Visualizing the Point:

Think of it on a graph again. You start at point A (2, 1). The vector (15, -9) tells you how to move from A to reach B. Moving 15 units right and 9 units down lands you precisely at B (17, -8).

This concept is incredibly useful in various applications. In robotics, it helps in planning the movement of robot arms. In computer graphics, it helps in positioning objects in a scene. In mapping and surveying, it assists in determining locations based on known points and displacements.

Knowing how to find a point given a vector and another point allows you to easily calculate new positions based on movement vectors, which is essential in fields that involve spatial calculations and movements.

Practical Applications and Why This Matters

Understanding vectors and coordinate geometry is super important because it shows up everywhere in the real world.
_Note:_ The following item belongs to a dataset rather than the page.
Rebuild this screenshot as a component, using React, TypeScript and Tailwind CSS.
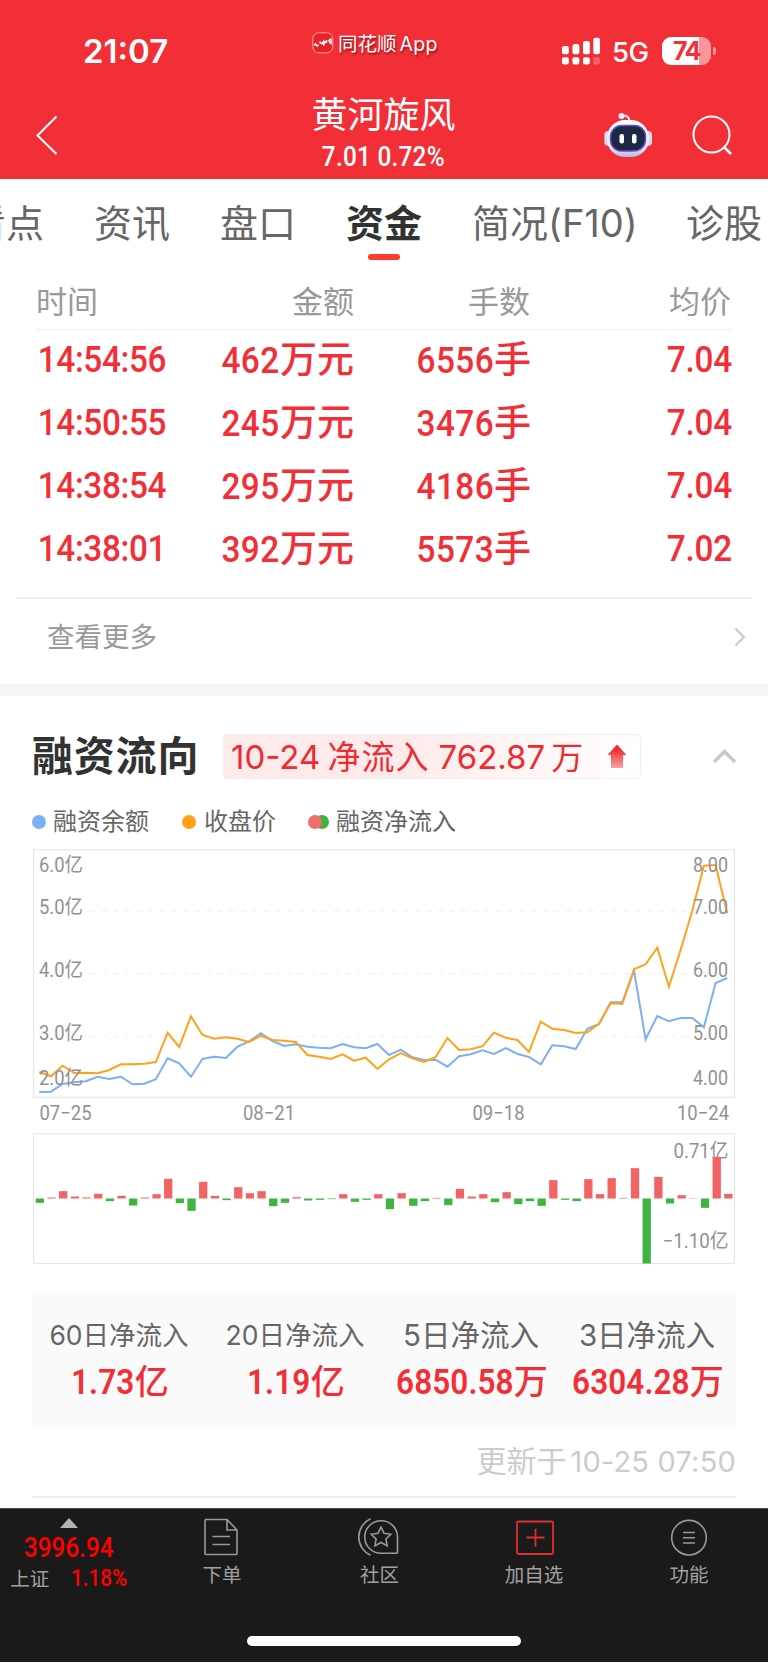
import type { ReactNode } from 'react';

type Trade = {
  time: string;
  amount: string;
  lots: string;
  price: string;
};

const tabs = ['看点', '资讯', '盘口', '资金', '简况(F10)', '诊股'];

const trades: Trade[] = [
  { time: '14:54:56', amount: '462', lots: '6556', price: '7.04' },
  { time: '14:50:55', amount: '245', lots: '3476', price: '7.04' },
  { time: '14:38:54', amount: '295', lots: '4186', price: '7.04' },
  { time: '14:38:01', amount: '392', lots: '5573', price: '7.02' },
];

const stats = [
  { label: '60日净流入', value: '1.73', unit: '亿', small: true },
  { label: '20日净流入', value: '1.19', unit: '亿', small: true },
  { label: '5日净流入', value: '6850.58', unit: '万', small: false },
  { label: '3日净流入', value: '6304.28', unit: '万', small: false },
];

// heights in thirds of a pixel, measured down from the top of the chart
const closePrice = [
  696, 709, 677, 699, 698, 700, 690, 673, 673, 671, 666, 578, 621, 529, 585,
  596, 592, 596, 606, 587, 600, 602, 606, 645, 650, 657, 643, 662, 653, 687,
  658, 639, 655, 666, 651, 594, 630, 628, 619, 578, 593, 600, 636, 545, 566,
  570, 579, 577, 551, 490, 492, 388, 373, 323, 440, 330, 212, 77, 75, 220,
];

const balance = [
  756, 755, 732, 727, 724, 710, 717, 710, 733, 731, 718, 655, 670, 710, 657,
  650, 654, 620, 604, 580, 603, 618, 613, 620, 623, 625, 612, 622, 625, 612,
  645, 629, 652, 660, 659, 680, 649, 643, 631, 642, 624, 642, 651, 673, 616,
  619, 627, 566, 552, 487, 486, 392, 598, 528, 544, 534, 534, 562, 429, 414,
];

const inflow = [
  -13, 3, 22, 6, 3, 14, -8, 8, -21, 3, 13, 59, -14, -37, 50, 8, -5, 34, 16, 22,
  -23, -13, 4, -6, -4, -2, 13, -10, -4, 13, -32, 16, -22, -8, 2, -20, 29, 6, 13,
  -11, 19, -17, -8, -22, 55, -4, -8, 58, 13, 61, 2, 91, -195, 65, -15, 10, 1,
  -28, 125, 14,
];

// baselines of the left (balance) and right (price) axis labels
const axis = [
  { y: 23, left: '6.0', right: '8.00' },
  { y: 64.5, left: '5.0', right: '7.00' },
  { y: 127.5, left: '4.0', right: '6.00' },
  { y: 190.5, left: '3.0', right: '5.00' },
  { y: 236, left: '2.0', right: '4.00' },
];

const dates = [
  { x: 7.5, text: '07−25' },
  { x: 211, text: '08−21' },
  { x: 440.5, text: '09−18' },
  { x: 645, text: '10−24' },
];

const STEP = 11.66;

const toPoints = (values: number[]) =>
  values
    .map((v, i) => `${(7.3 + i * STEP).toFixed(1)},${(v / 3 - 9).toFixed(1)}`)
    .join(' ');

// narrow figures
const Num = ({ children, className = '' }: { children: ReactNode; className?: string }) => (
  <span className={`inline-block scale-x-90 font-['Roboto',sans-serif] ${className}`}>{children}</span>
);

const StatusBar = () => (
  <div className="flex h-[97px] items-start">
    <div className="ml-[83px] mt-[31px] w-[229px] text-[33px] font-semibold leading-[40px]">
      21:07
    </div>
    <div className="mt-[32px] flex w-[250px] items-start">
      <svg width="22" height="22" viewBox="0 0 22 22" fill="none">
        <rect x="0.8" y="0.8" width="20" height="20" rx="6" fill="#ea2228" stroke="#f9a0a2" />
        <path
          d="M2 13.500l1.600-1.500 1.400 2 1.500-1.200M7.500 9.500l1.200 2M9.500 12l2-2.500v4l2-4.500M14.500 11V8M16.500 9l2.500-2.500M17 9.500l2 2V7"
          stroke="#fff"
          strokeWidth="1.500"
        />
      </svg>
      <span className="ml-1 mt-[1px] text-[19.5px] leading-[22px] [text-shadow:1px_2px_2px_rgba(90,0,0,0.6)]">
        同花顺<span className="ml-[3px] tracking-[0.3px]">App</span>
      </span>
    </div>
    <svg className="mt-[37px]" width="38" height="28" viewBox="0 0 38 28" fill="#fff">
      <rect x="0" y="9" width="6.800" height="8.300" rx="2" />
      <rect x="10.500" y="7" width="6.800" height="10.300" rx="2" />
      <rect x="21" y="4" width="6.800" height="13.300" rx="2" />
      <rect x="31.300" y="0.800" width="6.600" height="16.500" rx="2" />
      <rect x="0" y="20.300" width="6.800" height="7.200" rx="2" />
      <rect x="10.500" y="20.300" width="6.800" height="7.200" rx="2" />
      <rect x="21" y="20.300" width="6.800" height="7.200" rx="2" />
      <rect x="31.300" y="20.300" width="6.600" height="7.200" rx="2" opacity="0.25" />
    </svg>
    <span className="ml-[12px] mt-[36px] w-[50px] text-[27.5px] font-medium leading-[32px] tracking-[-0.6px]">5G</span>
    <div className="mt-[37px] flex items-center">
      <div className="flex h-[28px] w-[49px] items-center justify-center rounded-[9px] bg-[linear-gradient(90deg,#fff_76%,#f8979b_76%)] pt-[2px] text-[25px] font-bold tracking-[-1.5px] text-[#f23037]">
        74
      </div>
      <div className="ml-[2px] h-[8px] w-[3px] rounded-r-full bg-[#f8979b]" />
    </div>
  </div>
);

const Robot = () => (
  <svg width="50" height="46" viewBox="0 0 50 46" fill="none">
    <defs>
      <linearGradient id="shell" x1="0" y1="0" x2="0" y2="1">
        <stop offset="0" stopColor="#ffffff" />
        <stop offset="0.75" stopColor="#eceaf9" />
        <stop offset="1" stopColor="#b7b3e4" />
      </linearGradient>
      <linearGradient id="rim" x1="0" y1="0" x2="1" y2="1">
        <stop offset="0" stopColor="#5b6bd8" />
        <stop offset="0.6" stopColor="#5a3fb0" />
        <stop offset="1" stopColor="#8a5cf0" />
      </linearGradient>
    </defs>
    <path d="M19 4c5-1 7 1 7.500 5" stroke="#e6e4f5" strokeWidth="2" />
    <circle cx="18.500" cy="4" r="3" fill="#efeefb" />
    <rect x="1.300" y="19" width="8" height="15" rx="4" fill="#d4d6f3" />
    <rect x="41" y="19" width="8" height="15" rx="4" fill="#d4d6f3" />
    <rect x="4" y="8" width="42" height="37" rx="18" fill="url(#shell)" />
    <rect x="7.500" y="13.500" width="35" height="25.500" rx="11" fill="#1f2747" stroke="url(#rim)" strokeWidth="1.500" />
    <rect x="16.500" y="22" width="4.500" height="9.500" rx="2" fill="#fff" />
    <rect x="29" y="22" width="4.500" height="9.500" rx="2" fill="#fff" />
  </svg>
);

const NavBar = () => (
  <div className="flex h-[82px] items-start">
    <svg className="ml-[35px] mt-[17px]" width="24" height="42" viewBox="0 0 24 42" fill="none">
      <path d="M21.500 2.500L2.500 21.500L21.500 40" stroke="#fff" strokeWidth="2" />
    </svg>
    <div className="ml-[204px] flex w-[241px] flex-col items-center">
      <div className="text-[36px] leading-[36px]">黄河旋风</div>
      <Num className="mt-[9px] text-[27px] font-medium leading-[30px] tracking-[0.3px]">
        7.01 0.72%
      </Num>
    </div>
    <div className="ml-[99px] mt-[15px] flex">
      <Robot />
      <svg className="ml-[39px] mt-[2px]" width="42" height="42" viewBox="0 0 42 42" fill="none" stroke="#fff">
        <circle cx="19.500" cy="20.500" r="18" strokeWidth="2" />
        <path d="M32 33l7 7" strokeWidth="2.500" />
      </svg>
    </div>
  </div>
);

const Tabs = () => (
  <div className="flex h-[91px] items-start gap-[50px] overflow-hidden pt-[22px]">
    {tabs.map((tab) => (
      <div
        key={tab}
        className={`flex shrink-0 flex-col items-center whitespace-nowrap text-[38px] leading-[44px] first:-ml-[32px] ${
          tab === '资金' ? 'font-bold text-[#323232]' : 'text-[#666]'
        }`}
      >
        {tab === '简况(F10)' ? <span className="w-[164px]">{tab}</span> : tab}
        {tab === '资金' && <i className="mt-[9px] h-[6px] w-8 rounded-full bg-[#ff3b30]" />}
      </div>
    ))}
  </div>
);

const TradeTable = () => (
  <div className="mx-9 h-[327px]">
    <div className="grid h-[60px] grid-cols-[134px_184px_176px_202px] items-start border-b border-[#f0f0f0] pt-[14px] text-right text-[31px] leading-[36px] text-[#999]">
      <span className="text-left">时间</span>
      <span>金额</span>
      <span>手数</span>
      <span className="pr-[1px]">均价</span>
    </div>
    {trades.map((trade) => (
      <div
        key={trade.time}
        className="grid h-[63px] grid-cols-[134px_184px_176px_202px] items-start text-right text-[37px] font-medium leading-[60px] text-[#f22f37]"
      >
        <Num className="origin-left whitespace-nowrap pl-[2px] text-left tracking-[-0.4px]">{trade.time}</Num>
        <span>
          <Num className="origin-right tracking-[0.5px]">{trade.amount}</Num>万元
        </span>
        <span className="-mr-[1px]">
          <Num className="origin-right tracking-[0.5px]">{trade.lots}</Num>手
        </span>
        <Num className="origin-right tracking-[-0.2px]">{trade.price}</Num>
      </div>
    ))}
  </div>
);

const MoreLink = () => (
  <div className="mx-4 flex h-[87px] items-start justify-between border-t-2 border-[#f0f0f0] pl-[31px] pr-[6px] text-[27.5px] leading-[34px] text-[#999]">
    <span className="mt-[21px]">查看更多</span>
    <svg className="mt-[28px]" width="12" height="20" viewBox="0 0 12 20" fill="none">
      <path d="M1.500 1.500l8.500 8.500-8.500 8.500" stroke="#c8c8c8" strokeWidth="2.200" />
    </svg>
  </div>
);

const SectionHeader = () => (
  <div className="flex h-[45px] items-center">
    <h2 className="w-[191px] shrink-0 whitespace-nowrap text-[41px] font-bold leading-[45px] tracking-[0.8px] text-[#323232]">
      融资流向
    </h2>
    <div className="flex h-[45px] w-[418px] shrink-0 items-center whitespace-nowrap rounded-[4px] border border-[#fdeaea] bg-linear-to-r from-[#fdeaea] from-40% to-white pl-[7px] text-[33px] leading-[43px] text-[#ee2c30]">
      <span className="w-[376px] shrink-0 pt-[1px]">
        10-24 <span className="-ml-[2px] tracking-[1px]">净流入</span>
        <span className="ml-[9px]">762.87</span>
        <span className="ml-[6px] text-[32px]">万</span>
      </span>
      <svg className="shrink-0" width="20" height="25" viewBox="0 0 20 25">
        <defs>
          <linearGradient id="arrow" x1="0" y1="0" x2="0" y2="1">
            <stop offset="0.2" stopColor="#ee2c30" />
            <stop offset="1" stopColor="#f9a3a5" />
          </linearGradient>
        </defs>
        <path d="M10 0.500L19.500 11H16v13H4V11H0.500z" fill="url(#arrow)" />
      </svg>
    </div>
    <svg className="ml-[71px] shrink-0" width="26" height="18" viewBox="0 0 26 18" fill="none">
      <path d="M2 14L12.500 3.500L23 14" stroke="#c8c8c8" strokeWidth="3.500" />
    </svg>
  </div>
);

const Legend = () => (
  <div className="flex h-[30px] items-center text-[24px] leading-[30px] text-[#666]">
    <i className="mr-[7px] size-[14px] rounded-full bg-[#7cb0f5]" />
    <span className="w-[129px]">融资余额</span>
    <i className="mr-[8px] size-[14px] rounded-full bg-[#ffa21a]" />
    <span className="w-[104px]">收盘价</span>
    <i className="z-10 size-[14px] rounded-full bg-[#f06e6e]" />
    <i className="-ml-[7px] mr-[7px] size-[14px] rounded-full bg-[#3fb440]" />
    <span>融资净流入</span>
  </div>
);

const BalanceChart = () => (
  <svg
    className="block overflow-visible font-['Roboto','Noto_Sans_CJK_SC',sans-serif]"
    width="704"
    height="284"
    viewBox="0 0 704 284"
    fill="none"
  >
    <rect x="1.500" y="0.800" width="701" height="247.500" stroke="#e6e6e6" strokeWidth="1.200" />
    {[62, 124.7, 187.7].map((y) => (
      <path key={y} d={`M58 ${y}H700`} stroke="#f5f5f5" strokeWidth="1.500" strokeDasharray="5.500 6.100" />
    ))}
    <polyline points={toPoints(balance)} stroke="#7cb0f5" strokeWidth="2" />
    <polyline points={toPoints(closePrice)} stroke="#ffa21a" strokeWidth="2" />
    <g fill="#919191" fontSize="20.500">
      {axis.map(({ y, left, right }) => (
        <g key={y}>
          <text x="7" y={y} textLength="44" lengthAdjust="spacingAndGlyphs">
            {left}亿
          </text>
          <text x="661" y={y} textLength="35" lengthAdjust="spacingAndGlyphs">
            {right}
          </text>
        </g>
      ))}
      {dates.map(({ x, text }) => (
        <text key={text} x={x} y="271" textLength="52" lengthAdjust="spacingAndGlyphs">
          {text}
        </text>
      ))}
    </g>
  </svg>
);

const InflowChart = () => (
  <svg
    className="block overflow-visible font-['Roboto','Noto_Sans_CJK_SC',sans-serif]"
    width="704"
    height="132"
    viewBox="0 0 704 132"
    fill="none"
  >
    <rect x="1.500" y="0.800" width="701" height="129.700" stroke="#e6e6e6" strokeWidth="1.200" />
    <g fill="#919191" fontSize="20.500">
      <text x="641.500" y="24.500" textLength="55" lengthAdjust="spacingAndGlyphs">0.71亿</text>
      <text x="630.500" y="115" textLength="66" lengthAdjust="spacingAndGlyphs">−1.10亿</text>
    </g>
    {inflow.map((v, i) => (
      <rect
        key={i}
        x={3.7 + i * 11.67}
        y={v > 0 ? 65.5 - v / 3 : 65.5}
        width="8.300"
        height={Math.abs(v) / 3}
        fill={v > 0 ? '#f26363' : '#3fb440'}
      />
    ))}
  </svg>
);

const Stats = () => (
  <div className="grid h-[132px] grid-cols-4 bg-[#fafafa] pt-[22px] text-center">
    {stats.map(({ label, value, unit, small }) => (
      <div key={label}>
        <div
          className={`-ml-[2px] whitespace-nowrap leading-[40px] text-[#666] ${
            small ? 'text-[26.5px]' : 'text-[29.5px]'
          }`}
        >
          {label}
        </div>
        <div className="mt-[6px] whitespace-nowrap text-[34px] font-medium leading-[42px] text-[#f22f37]">
          <Num
            className={`origin-right text-[35px] font-semibold tracking-[0.1px] ${small ? '-ml-[7px]' : '-ml-[13px]'}`}
          >
            {value}
          </Num>
          {unit}
        </div>
      </div>
    ))}
  </div>
);

const BottomBar = () => (
  <div className="h-[154px] border-t border-[#4a4a4a] bg-[#1a1a1a] text-[19.5px] leading-[24px] text-[#a0a0a0]">
    <div className="flex h-[127px] items-start">
      <div className="flex w-[138px] flex-col items-center pt-[9px]">
        <svg width="18" height="10" viewBox="0 0 18 10">
          <path d="M9 0l9 10H0z" fill="#b3b3b3" />
        </svg>
        <Num className="mt-[5px] text-[27px] font-medium leading-[30px] text-[#f00]">3996.94</Num>
        <div className="mt-[4px] flex gap-[22px]">
          <span>上证</span>
          <Num className="-mr-[6px] origin-left text-[23px] font-medium text-[#f00]">1.18%</Num>
        </div>
      </div>
      <div className="flex w-[168px] flex-col items-center pt-[9px]">
        <svg className="mr-[3px]" width="36" height="38" viewBox="0 0 36 38" fill="none" stroke="#999" strokeWidth="1.600">
          <path d="M3 1.500H24L34 12V35.500q0 1-1 1H3q-1 0-1-1V2.500q0-1 1-1zM24 1.500V12H34M9.500 18.500h17.500M9.500 26.500h17.500" />
        </svg>
        <span className="mt-[7px]">下单</span>
      </div>
      <div className="flex w-[147px] flex-col items-center pt-[9px]">
        <svg className="mr-[3px]" width="42" height="38" viewBox="0 0 42 38" fill="none" stroke="#999" strokeWidth="1.600">
          <path d="M13.500 0.800A20 20 0 0 0 13.500 37.200M24 2.700a16.300 16.300 0 1 0 0 32.600h15.500q1 0 1-1V19A16.300 16.300 0 0 0 24 2.700z" />
          <path d="M24 9l3 6.200 6.800 1-4.900 4.800 1.200 6.700L24 24.500l-6.100 3.200 1.200-6.700-4.900-4.800 6.800-1z" />
        </svg>
        <span className="mt-[7px]">社区</span>
      </div>
      <div className="flex w-[162px] flex-col items-center pt-[9px]">
        <svg className="ml-[2px]" width="38" height="38" viewBox="0 0 38 38" fill="none" stroke="#e02d2d" strokeWidth="1.800">
          <rect x="1" y="3.500" width="36" height="32.500" rx="1.200" />
          <path d="M10.500 19.500h18M19.500 10.800v18" />
        </svg>
        <span className="mt-[7px]">加自选</span>
      </div>
      <div className="flex w-[148px] flex-col items-center pt-[9px]">
        <svg width="38" height="38" viewBox="0 0 38 38" fill="none" stroke="#999" strokeWidth="1.600">
          <circle cx="19" cy="19.700" r="17.300" />
          <path d="M13 14.500h12M13 19.700h12M13 25h12" />
        </svg>
        <span className="mt-[7px]">功能</span>
      </div>
    </div>
    <div className="mx-auto h-[10px] w-[274px] rounded-full bg-white" />
  </div>
);

export default function App() {
  return (
    <div className="h-[1663px] w-[768px] overflow-hidden bg-white font-['Inter','Noto_Sans_CJK_SC',sans-serif]">
      <header className="h-[179px] bg-[#f22f37] text-white">
        <StatusBar />
        <NavBar />
      </header>
      <Tabs />
      <TradeTable />
      <MoreLink />
      <div className="h-3 bg-[#f4f4f4]" />
      <section className="mx-8 h-[812px] pt-[38px]">
        <SectionHeader />
        <div className="mt-[28px]">
          <Legend />
        </div>
        <div className="mt-[12px]">
          <BalanceChart />
        </div>
        <InflowChart />
        <div className="mt-[28px]">
          <Stats />
        </div>
        <div className="mt-[15px] h-[56px] text-right text-[30px] leading-[42px] text-[#ccc]">
          更新于<span className="ml-1 text-[29px] tracking-[0.2px]">10-25 07:50</span>
        </div>
        <div className="h-[2px] bg-[#f0f0f0]" />
      </section>
      <BottomBar />
    </div>
  );
}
Seriously, everywhere! Let's talk about some cool examples to show you why learning this stuff isn't just for homework.

1. Video Games and Animation:

Ever wondered how game characters move so smoothly? Vectors are the secret! Game developers use vectors to define a character's position, direction, and speed. For example, if a character is running, a vector determines how many pixels the character moves per frame and in what direction. When a character jumps, another vector defines the initial upward velocity and the effect of gravity. Similarly, in animation, vectors help create realistic motion by controlling the movement of objects and characters frame by frame.

2. GPS and Navigation:

GPS devices rely heavily on vectors to guide you from point A to point B. Your GPS calculates your current position and your destination, then uses vectors to determine the shortest and most efficient route. The directions you receive—